The implementation is iterative, avoids recursion entirely, and uses only simple list operations.

Go Solution

/**
 * // This is the interface that allows for creating nested lists.
 * // You should not implement it, or speculate about its implementation
 * type NestedInteger struct {
 * }
 *
 * // Return true if this NestedInteger holds a single integer, rather than a nested list.
 * func (n NestedInteger) IsInteger() bool {}
 *
 * // Return the single integer that this NestedInteger holds, if it holds a single integer
 * func (n NestedInteger) GetInteger() int {}
 *
 * // Set this NestedInteger to hold a single integer.
 * func (n *NestedInteger) SetInteger(value int) {}
 *
 * // Set this NestedInteger to hold a nested list and adds a nested integer to it.
 * func (n *NestedInteger) Add(elem NestedInteger) {}
 *
 * // Return the nested list that this NestedInteger holds, if it holds a nested list
 * func (n NestedInteger) GetList() []*NestedInteger {}
 */

func depthSumInverse(nestedList []*NestedInteger) int {
    unweightedSum := 0
    weightedSum := 0

    currentLevel := nestedList

    for len(currentLevel) > 0 {
        nextLevel := []*NestedInteger{}

        for _, nested := range currentLevel {
            if nested.IsInteger() {
                unweightedSum += nested.GetInteger()
            } else {
                nextLevel = append(nextLevel, nested.GetList()...)
            }
        }

        weightedSum += unweightedSum
        currentLevel = nextLevel
    }

    return weightedSum
}

The Go implementation mirrors the Python solution almost exactly.

Slices are used to represent BFS levels. The expression:

append(nextLevel, nested.GetList()...)

appends all children from a nested list into the next BFS layer.

Unlike Python, Go requires explicit slice initialization and pointer handling because GetList() returns []*NestedInteger.

Integer overflow is not a concern because the constraints are very small.

Worked Examples

Example 1

Input:

[[1,1],2,[1,1]]

BFS Traversal State

Level	Integers Found	unweighted_sum	weighted_sum
1	2	2	2
2	1,1,1,1	6	8

Final answer:

Explanation:

The integer 2 contributes twice
Each 1 contributes once

So:

2*2 + 1+1+1+1 = 8

Example 2

Input:

[1,[4,[6]]]

BFS Traversal State

Level	Integers Found	unweighted_sum	weighted_sum
1	1	1	1
2	4	5	6
3	6	11	17

Final answer:

Contribution breakdown:

1 added three times
4 added two times
6 added once

Equivalent to:

1*3 + 4*2 + 6*1

Complexity Analysis

Measure	Complexity	Explanation
Time	O(N)	Every integer and nested list is processed exactly once
Space	O(W)	BFS queue stores one level at a time

N represents the total number of nested elements, including integers and lists.

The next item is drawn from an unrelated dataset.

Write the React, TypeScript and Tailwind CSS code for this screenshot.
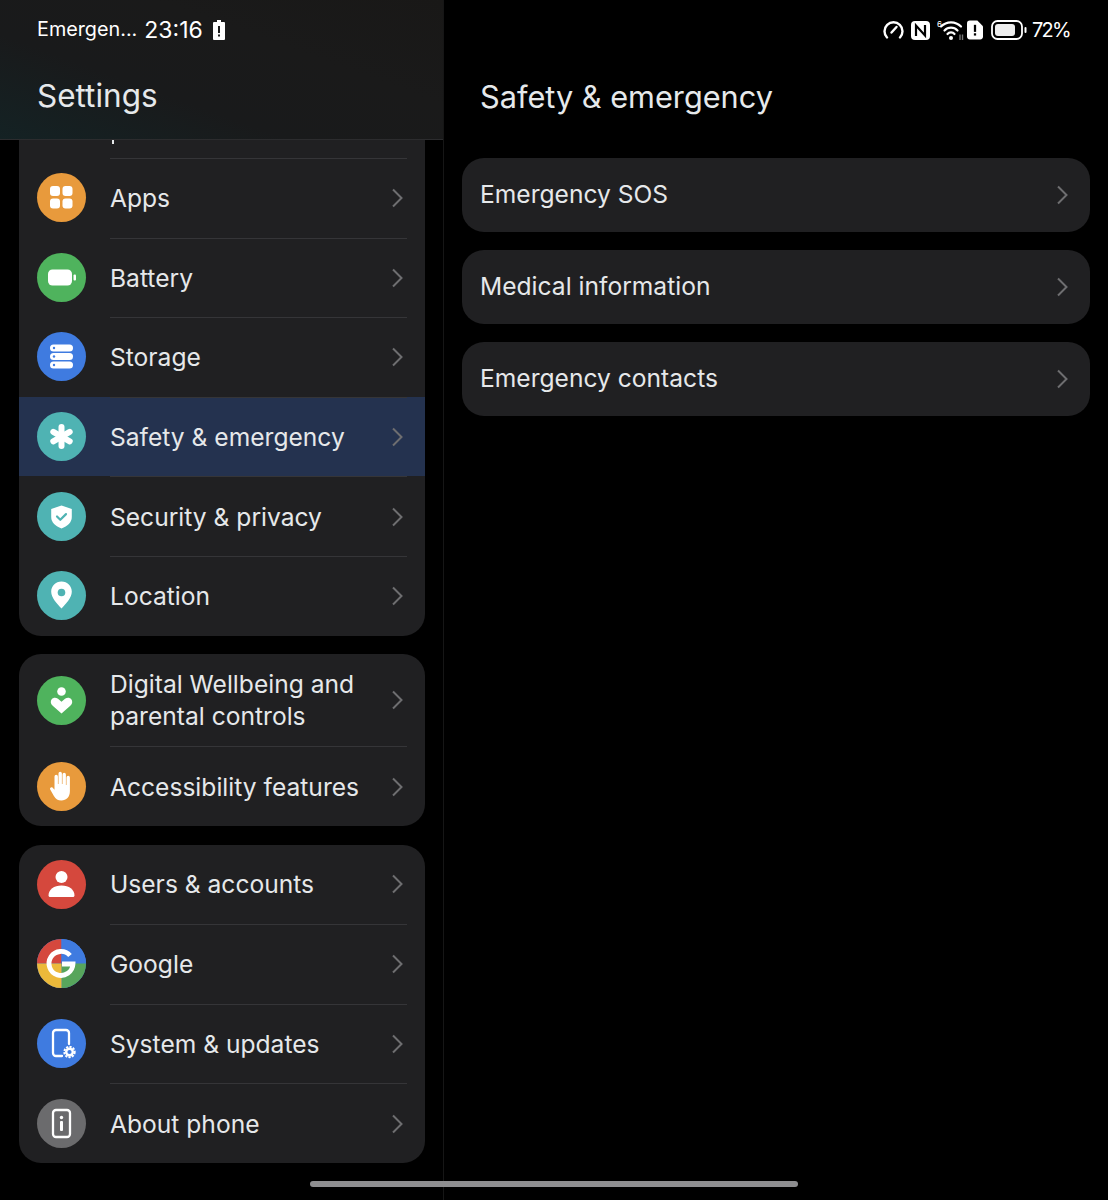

The BFS traversal visits every node exactly once, so runtime is linear.

The auxiliary space depends on the maximum width of the nested structure because one BFS level is stored at a time.

Test Cases

# Provided example 1
assert Solution().depthSumInverse([[1,1],2,[1,1]]) == 8

# Provided example 2
assert Solution().depthSumInverse([1,[4,[6]]]) == 17

# Single integer
assert Solution().depthSumInverse([5]) == 5

# Deep nesting with one value
assert Solution().depthSumInverse([[[[[1]]]]]) == 1

# All integers at same depth
assert Solution().depthSumInverse([[1,2],[3,4]]) == 10

# Negative numbers
assert Solution().depthSumInverse([1,[-2,[3]]]) == 2

# Multiple nested branches
assert Solution().depthSumInverse([[1,[2]],3,[4,[5,[6]]]]) == 40

# Maximum shallow weighting
assert Solution().depthSumInverse([10,[1],[1],[1]]) == 23

# Nested negatives
assert Solution().depthSumInverse([[-1],[-2,[-3]]]) == -10

# Long chain nesting
assert Solution().depthSumInverse([[[[[[7]]]]]]) == 7

Test Summary

Test	Why
`[[1,1],2,[1,1]]`	Validates standard inverse weighting
`[1,[4,[6]]]`	Verifies multiple depth levels
`[5]`	Smallest valid input
`[[[[[1]]]]]`	Deep nesting edge case
`[[1,2],[3,4]]`	Same-depth integers
`[1,[-2,[3]]]`	Negative number handling
`[[1,[2]],3,[4,[5,[6]]]]`	Complex branching structure
`[10,[1],[1],[1]]`	Ensures shallow nodes receive larger weights
`[[-1],[-2,[-3]]]`	Negative weighted accumulation
`[[[[[[7]]]]]]`	Deep recursive-style nesting

Edge Cases

Single Integer Input

A structure like:

[5]

is important because the maximum depth is 1. The integer should receive weight 1, not some larger value.

The BFS implementation handles this naturally because only one level exists, so unweighted_sum is added into weighted_sum exactly once.

Very Deep Nesting

An input such as:

[[[[[1]]]]]

can expose recursion issues in DFS implementations if recursion depth is not carefully managed.

The iterative BFS solution avoids recursion entirely, making it robust even for deeply nested inputs.

Negative Integers

Negative values can expose bugs where implementations incorrectly assume all contributions are positive.

For example:

[1,[-2,[3]]]

requires proper weighted accumulation with both positive and negative values.

Because the algorithm only performs arithmetic accumulation without any assumptions about sign, negative values are handled correctly automatically.